**DATA**.
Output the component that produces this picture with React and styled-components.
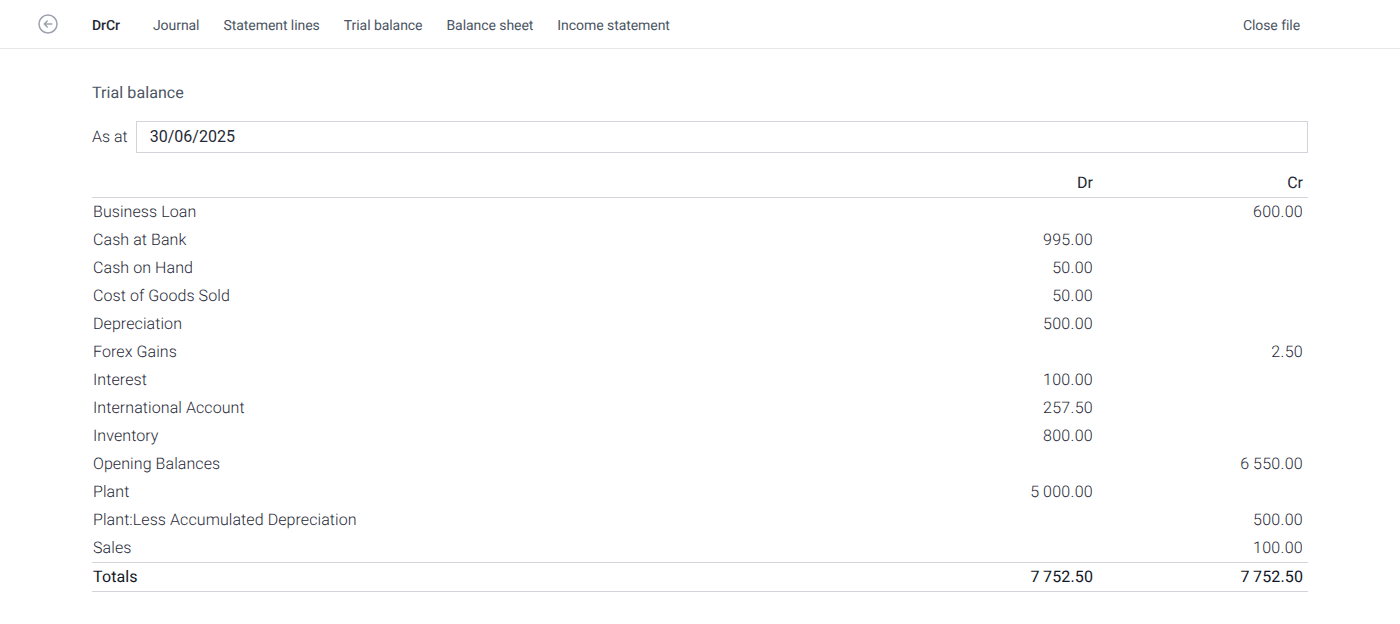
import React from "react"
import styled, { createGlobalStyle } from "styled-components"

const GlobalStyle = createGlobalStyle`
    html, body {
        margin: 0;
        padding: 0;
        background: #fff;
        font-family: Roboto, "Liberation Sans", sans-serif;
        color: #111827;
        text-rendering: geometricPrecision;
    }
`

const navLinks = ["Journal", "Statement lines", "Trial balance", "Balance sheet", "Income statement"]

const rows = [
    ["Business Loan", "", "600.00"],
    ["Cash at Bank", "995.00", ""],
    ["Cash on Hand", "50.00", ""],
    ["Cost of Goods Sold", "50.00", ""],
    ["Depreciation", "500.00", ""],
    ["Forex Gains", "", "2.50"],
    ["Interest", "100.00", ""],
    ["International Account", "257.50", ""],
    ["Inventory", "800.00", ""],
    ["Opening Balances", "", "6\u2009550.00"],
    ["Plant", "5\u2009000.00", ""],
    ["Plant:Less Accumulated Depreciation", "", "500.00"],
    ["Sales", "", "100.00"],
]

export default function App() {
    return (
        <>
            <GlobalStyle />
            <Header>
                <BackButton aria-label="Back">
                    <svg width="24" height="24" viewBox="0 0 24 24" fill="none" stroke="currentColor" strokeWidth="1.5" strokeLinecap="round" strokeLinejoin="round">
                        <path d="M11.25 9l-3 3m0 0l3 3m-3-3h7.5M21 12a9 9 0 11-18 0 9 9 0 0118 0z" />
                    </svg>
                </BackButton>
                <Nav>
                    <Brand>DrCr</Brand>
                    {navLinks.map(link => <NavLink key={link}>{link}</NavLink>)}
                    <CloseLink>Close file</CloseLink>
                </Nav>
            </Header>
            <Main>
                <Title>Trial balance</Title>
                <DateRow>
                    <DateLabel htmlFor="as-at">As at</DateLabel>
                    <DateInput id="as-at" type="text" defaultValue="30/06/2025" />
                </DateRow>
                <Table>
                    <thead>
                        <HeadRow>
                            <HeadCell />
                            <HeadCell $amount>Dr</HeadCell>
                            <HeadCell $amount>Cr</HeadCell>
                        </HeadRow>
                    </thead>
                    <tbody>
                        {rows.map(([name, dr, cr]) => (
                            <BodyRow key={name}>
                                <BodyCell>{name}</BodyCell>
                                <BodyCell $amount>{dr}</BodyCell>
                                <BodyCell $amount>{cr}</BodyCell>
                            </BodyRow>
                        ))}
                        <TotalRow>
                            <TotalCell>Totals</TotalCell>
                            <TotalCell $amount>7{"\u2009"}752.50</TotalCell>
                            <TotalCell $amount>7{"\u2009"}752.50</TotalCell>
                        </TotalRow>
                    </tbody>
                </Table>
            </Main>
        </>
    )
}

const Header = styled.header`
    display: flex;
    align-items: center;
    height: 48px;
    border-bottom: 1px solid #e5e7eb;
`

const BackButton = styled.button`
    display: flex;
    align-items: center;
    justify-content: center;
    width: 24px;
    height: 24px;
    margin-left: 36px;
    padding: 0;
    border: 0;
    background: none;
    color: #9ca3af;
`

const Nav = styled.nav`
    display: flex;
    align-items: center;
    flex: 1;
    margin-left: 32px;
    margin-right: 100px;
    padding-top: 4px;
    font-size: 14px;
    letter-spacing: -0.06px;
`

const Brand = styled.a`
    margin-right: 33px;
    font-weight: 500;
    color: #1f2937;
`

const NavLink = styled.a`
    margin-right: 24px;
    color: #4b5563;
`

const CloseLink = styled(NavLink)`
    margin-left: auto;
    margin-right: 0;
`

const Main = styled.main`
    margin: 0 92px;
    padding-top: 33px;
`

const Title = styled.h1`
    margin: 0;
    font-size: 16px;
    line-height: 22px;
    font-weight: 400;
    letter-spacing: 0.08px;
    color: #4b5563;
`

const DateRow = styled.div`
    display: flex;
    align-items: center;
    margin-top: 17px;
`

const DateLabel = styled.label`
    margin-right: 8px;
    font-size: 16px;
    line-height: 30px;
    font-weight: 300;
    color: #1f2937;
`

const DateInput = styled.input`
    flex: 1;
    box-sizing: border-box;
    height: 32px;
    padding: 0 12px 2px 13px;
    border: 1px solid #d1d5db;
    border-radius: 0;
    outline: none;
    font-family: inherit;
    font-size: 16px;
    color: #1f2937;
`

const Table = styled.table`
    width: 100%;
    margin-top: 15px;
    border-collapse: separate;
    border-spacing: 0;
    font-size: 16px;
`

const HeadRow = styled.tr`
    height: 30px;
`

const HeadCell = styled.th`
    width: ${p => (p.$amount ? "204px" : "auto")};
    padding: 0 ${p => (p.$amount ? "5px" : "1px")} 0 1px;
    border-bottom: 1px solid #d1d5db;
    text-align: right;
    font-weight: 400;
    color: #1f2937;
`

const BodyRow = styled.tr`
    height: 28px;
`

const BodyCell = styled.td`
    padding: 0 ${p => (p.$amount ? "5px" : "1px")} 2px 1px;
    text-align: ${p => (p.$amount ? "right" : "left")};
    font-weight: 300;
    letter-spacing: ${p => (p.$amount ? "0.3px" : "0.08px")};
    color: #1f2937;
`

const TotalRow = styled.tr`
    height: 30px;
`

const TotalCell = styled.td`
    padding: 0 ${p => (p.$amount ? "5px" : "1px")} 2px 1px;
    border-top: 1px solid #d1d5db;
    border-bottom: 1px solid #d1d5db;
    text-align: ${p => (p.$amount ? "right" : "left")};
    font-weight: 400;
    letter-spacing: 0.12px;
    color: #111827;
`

**EXERCISE DESCRIPTION**.
Return each line from the material above exactly, but not the pictures.

**RIGHT ANSWER**.
Output the component that produces this picture with React and styled-components.
import React from "react"
import styled, { createGlobalStyle } from "styled-components"

const GlobalStyle = createGlobalStyle`
    html, body {
        margin: 0;
        padding: 0;
        background: #fff;
        font-family: Roboto, "Liberation Sans", sans-serif;
        color: #111827;
        text-rendering: geometricPrecision;
    }
`

const navLinks = ["Journal", "Statement lines", "Trial balance", "Balance sheet", "Income statement"]

const rows = [
    ["Business Loan", "", "600.00"],
    ["Cash at Bank", "995.00", ""],
    ["Cash on Hand", "50.00", ""],
    ["Cost of Goods Sold", "50.00", ""],
    ["Depreciation", "500.00", ""],
    ["Forex Gains", "", "2.50"],
    ["Interest", "100.00", ""],
    ["International Account", "257.50", ""],
    ["Inventory", "800.00", ""],
    ["Opening Balances", "", "6\u2009550.00"],
    ["Plant", "5\u2009000.00", ""],
    ["Plant:Less Accumulated Depreciation", "", "500.00"],
    ["Sales", "", "100.00"],
]

export default function App() {
    return (
        <>
            <GlobalStyle />
            <Header>
                <BackButton aria-label="Back">
                    <svg width="24" height="24" viewBox="0 0 24 24" fill="none" stroke="currentColor" strokeWidth="1.5" strokeLinecap="round" strokeLinejoin="round">
                        <path d="M11.25 9l-3 3m0 0l3 3m-3-3h7.5M21 12a9 9 0 11-18 0 9 9 0 0118 0z" />
                    </svg>
                </BackButton>
                <Nav>
                    <Brand>DrCr</Brand>
                    {navLinks.map(link => <NavLink key={link}>{link}</NavLink>)}
                    <CloseLink>Close file</CloseLink>
                </Nav>
            </Header>
            <Main>
                <Title>Trial balance</Title>
                <DateRow>
                    <DateLabel htmlFor="as-at">As at</DateLabel>
                    <DateInput id="as-at" type="text" defaultValue="30/06/2025" />
                </DateRow>
                <Table>
                    <thead>
                        <HeadRow>
                            <HeadCell />
                            <HeadCell $amount>Dr</HeadCell>
                            <HeadCell $amount>Cr</HeadCell>
                        </HeadRow>
                    </thead>
                    <tbody>
                        {rows.map(([name, dr, cr]) => (
                            <BodyRow key={name}>
                                <BodyCell>{name}</BodyCell>
                                <BodyCell $amount>{dr}</BodyCell>
                                <BodyCell $amount>{cr}</BodyCell>
                            </BodyRow>
                        ))}
                        <TotalRow>
                            <TotalCell>Totals</TotalCell>
                            <TotalCell $amount>7{"\u2009"}752.50</TotalCell>
                            <TotalCell $amount>7{"\u2009"}752.50</TotalCell>
                        </TotalRow>
                    </tbody>
                </Table>
            </Main>
        </>
    )
}

const Header = styled.header`
    display: flex;
    align-items: center;
    height: 48px;
    border-bottom: 1px solid #e5e7eb;
`

const BackButton = styled.button`
    display: flex;
    align-items: center;
    justify-content: center;
    width: 24px;
    height: 24px;
    margin-left: 36px;
    padding: 0;
    border: 0;
    background: none;
    color: #9ca3af;
`

const Nav = styled.nav`
    display: flex;
    align-items: center;
    flex: 1;
    margin-left: 32px;
    margin-right: 100px;
    padding-top: 4px;
    font-size: 14px;
    letter-spacing: -0.06px;
`

const Brand = styled.a`
    margin-right: 33px;
    font-weight: 500;
    color: #1f2937;
`

const NavLink = styled.a`
    margin-right: 24px;
    color: #4b5563;
`

const CloseLink = styled(NavLink)`
    margin-left: auto;
    margin-right: 0;
`

const Main = styled.main`
    margin: 0 92px;
    padding-top: 33px;
`

const Title = styled.h1`
    margin: 0;
    font-size: 16px;
    line-height: 22px;
    font-weight: 400;
    letter-spacing: 0.08px;
    color: #4b5563;
`

const DateRow = styled.div`
    display: flex;
    align-items: center;
    margin-top: 17px;
`

const DateLabel = styled.label`
    margin-right: 8px;
    font-size: 16px;
    line-height: 30px;
    font-weight: 300;
    color: #1f2937;
`

const DateInput = styled.input`
    flex: 1;
    box-sizing: border-box;
    height: 32px;
    padding: 0 12px 2px 13px;
    border: 1px solid #d1d5db;
    border-radius: 0;
    outline: none;
    font-family: inherit;
    font-size: 16px;
    color: #1f2937;
`

const Table = styled.table`
    width: 100%;
    margin-top: 15px;
    border-collapse: separate;
    border-spacing: 0;
    font-size: 16px;
`

const HeadRow = styled.tr`
    height: 30px;
`

const HeadCell = styled.th`
    width: ${p => (p.$amount ? "204px" : "auto")};
    padding: 0 ${p => (p.$amount ? "5px" : "1px")} 0 1px;
    border-bottom: 1px solid #d1d5db;
    text-align: right;
    font-weight: 400;
    color: #1f2937;
`

const BodyRow = styled.tr`
    height: 28px;
`

const BodyCell = styled.td`
    padding: 0 ${p => (p.$amount ? "5px" : "1px")} 2px 1px;
    text-align: ${p => (p.$amount ? "right" : "left")};
    font-weight: 300;
    letter-spacing: ${p => (p.$amount ? "0.3px" : "0.08px")};
    color: #1f2937;
`

const TotalRow = styled.tr`
    height: 30px;
`

const TotalCell = styled.td`
    padding: 0 ${p => (p.$amount ? "5px" : "1px")} 2px 1px;
    border-top: 1px solid #d1d5db;
    border-bottom: 1px solid #d1d5db;
    text-align: ${p => (p.$amount ? "right" : "left")};
    font-weight: 400;
    letter-spacing: 0.12px;
    color: #111827;
`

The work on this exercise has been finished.